__Direction__. In the listing below, find every line containing "page" and copy it out.

__Data excerpt__.
------------------------------------------------------------

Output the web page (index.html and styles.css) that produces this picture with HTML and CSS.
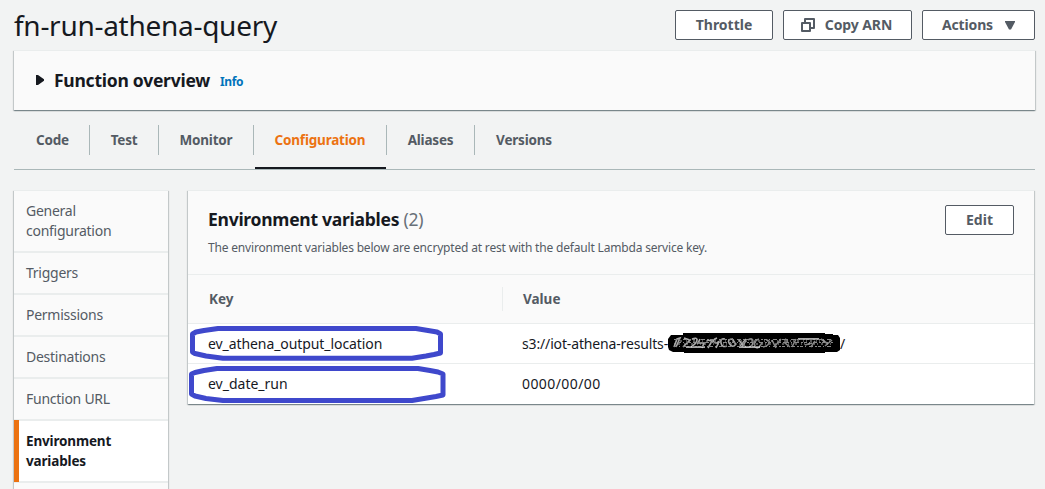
FILE: index.html
```html
<!DOCTYPE html>
<html lang="en">
<head>
<meta charset="utf-8">
<title>fn-run-athena-query</title>
<link rel="stylesheet" href="styles.css">
</head>
<body>
<header class="page-header">
  <h1 class="page-title"><span>fn-run-athena-query</span></h1>
  <div class="actions">
    <button class="btn btn-throttle"><span>Throttle</span></button>
    <button class="btn btn-copy"><svg class="copy-icon" width="14" height="14" viewBox="0 0 14 14"><path d="M1 5H9V13H1ZM4 5V1H13V10H9" fill="none" stroke="currentColor" stroke-width="2" stroke-linejoin="round"/></svg><span>Copy ARN</span></button>
    <button class="btn btn-actions"><span>Actions</span><svg class="caret" width="10" height="9" viewBox="0 0 10 9"><path d="M0 0H10V1L6 8.5H4L0 1Z" fill="currentColor"/></svg></button>
  </div>
</header>
<section class="panel overview">
  <svg class="expand" width="8" height="10" viewBox="0 0 8 10"><path d="M0 0H2L8 4.2V5.8L2 10H0Z" fill="currentColor"/></svg>
  <h2 class="overview-title"><span>Function overview</span></h2>
  <a class="info"><span>Info</span></a>
</section>
<nav class="tabs">
  <a class="tab tab-code"><span>Code</span></a>
  <a class="tab tab-test"><span>Test</span></a>
  <a class="tab tab-monitor"><span>Monitor</span></a>
  <a class="tab tab-config active"><span>Configuration</span></a>
  <a class="tab tab-aliases"><span>Aliases</span></a>
  <a class="tab tab-versions"><span>Versions</span></a>
</nav>
<div class="content">
  <nav class="panel side">
    <a class="side-item"><span>General<br>configuration</span></a>
    <a class="side-item"><span>Triggers</span></a>
    <a class="side-item"><span>Permissions</span></a>
    <a class="side-item"><span>Destinations</span></a>
    <a class="side-item"><span>Function URL</span></a>
    <a class="side-item selected"><span>Environment<br>variables</span></a>
  </nav>
  <main class="panel variables">
    <div class="variables-header">
      <div>
        <h2 class="variables-title"><span>Environment variables</span> <span class="count">(2)</span></h2>
        <p class="description"><span>The environment variables below are encrypted at rest with the default Lambda service key.</span></p>
      </div>
      <button class="btn btn-edit"><span>Edit</span></button>
    </div>
    <div class="row row-head"><div class="key"><span>Key</span></div><div class="value"><span>Value</span></div></div>
    <div class="row">
      <div class="key"><span class="key-one">ev_athena_output_location</span>
        <svg class="marker" width="253" height="36" viewBox="0 0 253 36"><path d="M28 2.5H226L238 4.5L247 6L250.5 8V27L244 28.5L236 30L222 32.2H33L16 30L5 27.5L2.5 26V8L6 6L14 4.5Z"/></svg>
      </div>
      <div class="value"><span class="bucket">s3://iot-athena-results-</span><svg class="redaction" width="172" height="22" viewBox="0 0 172 22"><path d="M15 0H157V1H165V2H170L172 5V17L169 19H157V20H16V19H5L1 17L0 14V6L3 2H15Z" fill="#000"/><g fill="none" class="scribble"><path d="M6 14l3-8 3-1-4 9M16 5l6 2-7 7M24 6q5-2 5 1t-6 7M32 6l-2 4h6l-2 5M39 7l5 1-4 7M49 5q-5 2-3 4t4 0-2 6M57 6q-5-1-4 4t6 3M65 6q-6 0-4 4t5 3-1-6M71 7l5 7M78 6l-6 7" stroke="#aaa" stroke-width="1.6"/><path d="M80 7q5-3 5 2t-6 5-1-6M91 6q-6 2-4 7t7-3M98 7q4 0 3 3t-6 4M104 7l4 8M113 6l-6 7M117 6q5 2 0 4l5 4M128 6l-4 8M137 12l7-2M147 8l-4 6M153 6l7 5M157 13l7-6" stroke="#858585" stroke-width="1.6"/><path d="M18 14H37M71 14H92M130 6H151" stroke="#e0e0e0" stroke-width="1.5"/><path d="M6 6.5H163M10 9.5H165M6 13.5H163" stroke="#888" stroke-dasharray="3 2 1 3 4 2 2 1"/><path d="M8 8H163M6 11H163" stroke="#aaa" stroke-dasharray="1 3 2 4 1 2"/></g></svg><span>/</span></div>
    </div>
    <div class="row row-last">
      <div class="key"><span class="key-two">ev_date_run</span>
        <svg class="marker marker-two" width="257" height="38" viewBox="0 0 257 38"><path d="M28 2.5H229L241 4.5L249 6L254 8V29L247 30.5L238 32L223 34.5H34L17 32.5L6 30L2.5 28V8L6 6.5L15 4.5Z"/></svg>
      </div>
      <div class="value"><span class="date">0000/00/00</span></div>
    </div>
  </main>
</div>
</body>
</html>
```
FILE: styles.css
```css
* { box-sizing: border-box; }
body { margin: 0; height: 489px; overflow: hidden; background: #f2f3f3; color: #16191f; font: 14px/20px "Noto Sans", sans-serif; }
h1, h2, p { margin: 0; }
.page-header { display: flex; justify-content: space-between; align-items: flex-start; height: 50px; padding: 10px 10px 0 14px; }
.page-title { font-size: 28px; font-weight: 400; line-height: 30px; letter-spacing: -.28px; }
.actions { display: flex; gap: 10px; }
.btn { display: flex; align-items: center; justify-content: center; height: 30px; padding: 0; border: 1px solid #545b64; border-radius: 2px; background: #fff; color: #545b64; font: 700 14px/20px "Noto Sans", sans-serif; }
.btn-throttle { width: 98px; }
.btn-copy { width: 129px; gap: 10px; letter-spacing: -.1px; }
.btn-copy svg { margin-left: -2px; }
.btn-actions { width: 113px; gap: 12px; letter-spacing: -.15px; }
.btn-edit { width: 69px; }
.panel { background: #fafafa; box-shadow: 0 1px 1px rgba(0,28,36,.3), 1px 1px 1px rgba(0,28,36,.15), -1px 1px 1px rgba(0,28,36,.15); border-top: 1px solid #eaeded; }
.overview { display: flex; align-items: center; height: 60px; margin: 0 10px 0 14px; padding: 0 0 1px 22px; }
.overview-title { margin-left: 10px; font-size: 17.5px; line-height: 22px; letter-spacing: -.25px; }
.info { margin: 4px 0 0 10px; color: #0073bb; font-size: 12px; font-weight: 700; line-height: 18px; letter-spacing: -.4px; }
.tabs { display: flex; height: 60px; margin: 0 10px 0 14px; padding-top: 15px; border-bottom: 1px solid #aab7b8; }
.tab { position: relative; display: flex; justify-content: center; height: 30px; align-items: center; border-right: 1px solid #aab7b8; color: #545b64; font-size: 13.5px; font-weight: 700; letter-spacing: -.2px; }
.tab-code { width: 76px; padding-left: 2px; }
.tab-test { width: 69px; }
.tab-monitor { width: 95px; }
.tab-config { width: 133px; }
.tab-aliases { width: 88px; }
.tab-versions { width: 98px; border-right: 0; }
.active { color: #ec7211; }
.active::after { content: ""; position: absolute; left: 1px; right: 0; bottom: -14px; height: 2px; background: #16191f; }
.content { display: flex; gap: 20px; padding: 20px 11px 0 14px; }
.side { width: 154px; height: 299px; }
.side-item { display: block; min-height: 42px; padding: 10px 12px; border-bottom: 2px solid #eaeded; color: #545b64; letter-spacing: -.26px; }
.side-item:first-child { height: 62px; }
.selected { position: relative; background: #fff; color: #16191f; font-size: 13.5px; font-weight: 700; letter-spacing: -.16px; }
.selected::before { content: ""; position: absolute; left: 0; top: -1px; width: 5px; height: 62px; background: #ec7211; }
.variables { flex: 1; height: 214px; }
.variables-header { display: flex; justify-content: space-between; height: 84px; padding: 14px 20px 0; border-bottom: 1px solid #eaeded; }
.variables-title { margin-top: 3px; font-size: 17.5px; line-height: 22px; letter-spacing: -.26px; }
.count { color: #687078; font-weight: 400; }
.description { margin-top: 9px; color: #545b64; font-size: 12px; line-height: 18px; letter-spacing: -.18px; }
.row { display: grid; grid-template-columns: 315px 1fr; height: 40px; align-items: center; border-bottom: 1px solid #eaeded; background: #fff; }
.row-head { height: 49px; background: #fafafa; color: #545b64; font-size: 13.5px; font-weight: 700; }
.key { position: relative; padding-left: 20px; }
.value { display: flex; align-items: center; padding-left: 19px; }
.row-head .key { padding-left: 21px; height: 24px; line-height: 24px; border-right: 1px solid #eaeded; }
.row-head .value { padding-left: 20px; }
.row-last { border-bottom: 0; }
.key-one { letter-spacing: -.08px; }
.bucket { letter-spacing: -.15px; }
.date { letter-spacing: .42px; }
.scribble { filter: blur(.35px); }
.marker { position: absolute; left: 2px; top: -8px; fill: none; stroke: #3f48cc; stroke-width: 5; stroke-linejoin: round; }
.marker-two { left: 1px; top: -8px; }
```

------------------------------------------------------------

__The answer__.
Output the web page (index.html and styles.css) that produces this picture with HTML and CSS.
<header class="page-header">
  <h1 class="page-title"><span>fn-run-athena-query</span></h1>
.page-header { display: flex; justify-content: space-between; align-items: flex-start; height: 50px; padding: 10px 10px 0 14px; }
.page-title { font-size: 28px; font-weight: 400; line-height: 30px; letter-spacing: -.28px; }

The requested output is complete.